January 28, 2013   David   Doctor Who, Gallery Update, Interviews

 

Jenna-Louise Coleman at Margaret Street Gallery, London: ‘I was ready to leave Emmerdale when I did.’ Photograph: Katherine Rose for the Observer

Fittingly, for an actress who last year debuted as a time- and space-hopping adventurer in Doctor Who, Jenna-Louise Coleman is thinking about multiple universes. She recently saw Constellations in the West End, a play that took on the idea of there being infinite dimensions – other worlds in which everything that can happen does happen. Sitting in a London cafe, she reasons: if parallel worlds exist, there’s one in which I live in Hollywood and play an Australian in a sitcom, cracking terrible jokes about dingoes.

It almost happened: “Even though my Aussie accent is appalling,” says Coleman, 26, who got to the final auditions for the sitcom job, in Los Angeles in 2011, before being called back to England to appear in the ITV drama Titanic. That job opened up a seam of British work – a part in Stephen Poliakoff‘s drama Dancing on the Edge, a role in Doctor Who – that hasn’t let up since. The Poliakoff is an ensemble piece about 1930s jazz musicians. Meanwhile, she has made two meaty Doctor Who cameos to date, including a show-stealing appearance at Christmas, and will be the Doctor’s official companion in the next series. Coleman’s character is a woman called Oswin, who exists (uh-oh) across multiple dimensions.

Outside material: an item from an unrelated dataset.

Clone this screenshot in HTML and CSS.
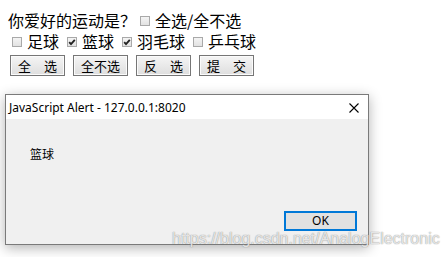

It was all less complicated when she started out. At the age of 11, she went to an open audition in her home town of Blackpool and got a part in the musical Summer Holiday, starring Darren Day. “I played an Italian bridesmaid,” says Coleman, who remembers being paid £30 a week, plus a gift of Debenhams vouchers from Day at the end. At 19, she joined the cast of Emmerdale and for three years played a troublemaker called Jasmine. (Final scene: off to prison for committing murder with a chair leg.) “As a first job I’m grateful for it,” she says. “Though by the end I was quite restless. It was a brilliant experience. But I was ready to leave when I did.”

Post-Emmerdale, things looked bleak. She went six months without work (“There wasn’t any sniffiness in auditions about my soap background – I couldn’t get auditions”) and at one point she tried to get into Rada, unsuccessfully. “It was strange to turn around at 23 and think, I haven’t gone to university, I’ve missed out on that. And, shit, I don’t think I’m ever going to get another job.” She moved to LA to try her luck and ended up doing “two or three auditions a day”, which broke her duck. British jobs followed.

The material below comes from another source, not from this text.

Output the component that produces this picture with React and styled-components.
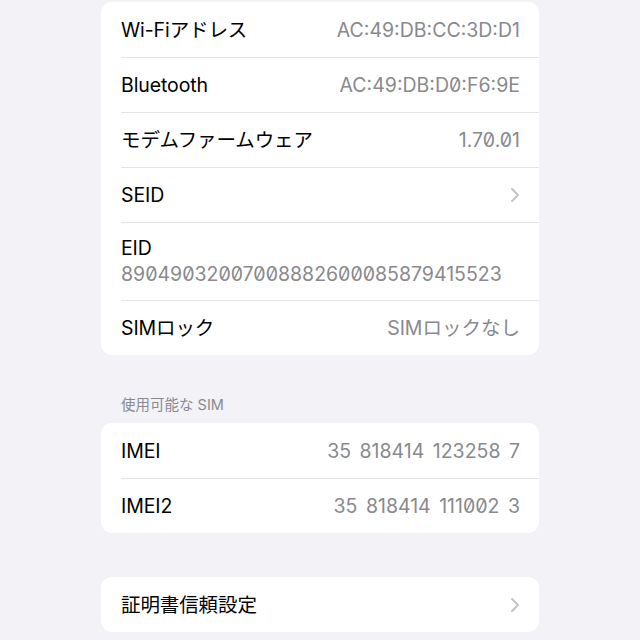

In Poliakoff’s drama, Coleman plays “a steely young girl with an extreme ambition in a man’s world. She wants to be a journalist.” It completes a circle back to her soap days, where at one point her bad-girl character became a tabloid reporter. If there is a parallel world in which Coleman stayed in LA, doing dingo jokes, there’s another in which she hung around on Emmerdale… She’s better off here, no doubt, in our present dimension.